İnsanı “eşref-i mahlûkat” yapan bildiğiyle amil olması, başka bir deyişle edindiği şahsiyete sahip çıkmasıdır. Bilinçli suskunluk taşınamayacak bir zillettir. “Dilsiz Şeytan” durumuna düşmemek için suskunluğa son vermek gerekir. Toplum çağdaş hoşgörü adına bu durumu içselleştirebilir. Ancak Müslüman’ın böyle bir bakış açısı olamaz. Hâlbuki adaletsiz bir hayat şahsiyetin parçası olamaz.

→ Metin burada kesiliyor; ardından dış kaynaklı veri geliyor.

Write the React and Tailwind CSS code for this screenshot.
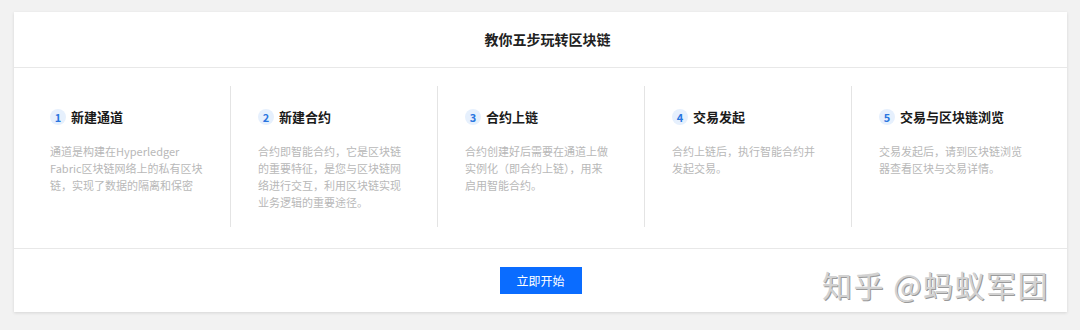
const steps = [
  { n: 1, title: "新建通道", lines: ["通道是构建在Hyperledger", "Fabric区块链网络上的私有区块", "链，实现了数据的隔离和保密"] },
  { n: 2, title: "新建合约", lines: ["合约即智能合约，它是区块链", "的重要特征，是您与区块链网", "络进行交互，利用区块链实现", "业务逻辑的重要途径。"] },
  { n: 3, title: "合约上链", lines: ["合约创建好后需要在通道上做", "实例化（即合约上链），用来", "启用智能合约。"] },
  { n: 4, title: "交易发起", lines: ["合约上链后，执行智能合约并", "发起交易。"] },
  { n: 5, title: "交易与区块链浏览", lines: ["交易发起后，请到区块链浏览", "器查看区块与交易详情。"] },
];

export default function App() {
  return (
    <div
      className="relative h-[330px] w-[1080px] overflow-hidden bg-[#f2f2f2] pl-[14px] pt-[12px]"
      style={{ fontFamily: '"Noto Sans CJK SC", "Noto Sans", sans-serif' }}
    >
      <div className="flex h-[300px] w-[1053px] flex-col bg-white shadow-[0_1px_3px_rgba(0,0,0,0.12)]">
        {/* header */}
        <div className="flex h-[56px] items-center justify-center border-b border-[#e8e8e8] pl-[14px]">
          <span className="text-[14px] font-bold text-[#222]">教你五步玩转区块链</span>
        </div>

        {/* steps */}
        <div className="flex h-[180px] px-[9px] py-[18px]">
          {steps.map((s, i) => (
            <div
              key={s.n}
              className={
                "h-[141px] w-[207px] pl-[27px] pt-[22px] " +
                (i > 0 ? "border-l border-[#e4e4e4]" : "")
              }
            >
              <div className="flex h-[18px] items-center gap-[5px]">
                <span className="flex h-[16px] w-[16px] items-center justify-center rounded-full bg-[#e6f0fd] text-[11px] font-semibold text-[#2a76e0]">
                  {s.n}
                </span>
                <span className="text-[13px] font-bold text-[#1a1a1a]">{s.title}</span>
              </div>
              <div className="mt-[17px] text-[11px] leading-[17px] text-[#b8b8b8]">
                {s.lines.map((l) => (
                  <div key={l} className="whitespace-nowrap">{l}</div>
                ))}
              </div>
            </div>
          ))}
        </div>

        {/* footer */}
        <div className="flex flex-1 items-center justify-center border-t border-[#e8e8e8]">
          <button className="h-[27px] w-[82px] bg-[#0a6cff] text-[12px] text-white">立即开始</button>
        </div>
      </div>

      {/* watermark */}
      <div className="absolute left-[822px] top-[265px] text-[30px] leading-[38px] tracking-[1.5px] text-[#d2d2d2] [text-shadow:1px_1px_0_#9a9a9a]">
        知乎 @蚂蚁军团
      </div>
    </div>
  );
}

Vasıfsızlığın tahakküm ettiği ortamda “vasıf” tamamen “rüküş” gözükebilir. Şahsiyetsizliğin hüküm sürdüğü toplumlarda birçok bireyin vasıfsızlıktan icazet almak için kuyrukta beklemesi insanlık adına utanç verici. Çağdaş ilahlar şahsiyete değil; müşteriye ihtiyaç duyar. Maalesef popüler kültür bu tür ilahları çoktan üretmiş, hatta seri üretime geçmiştir.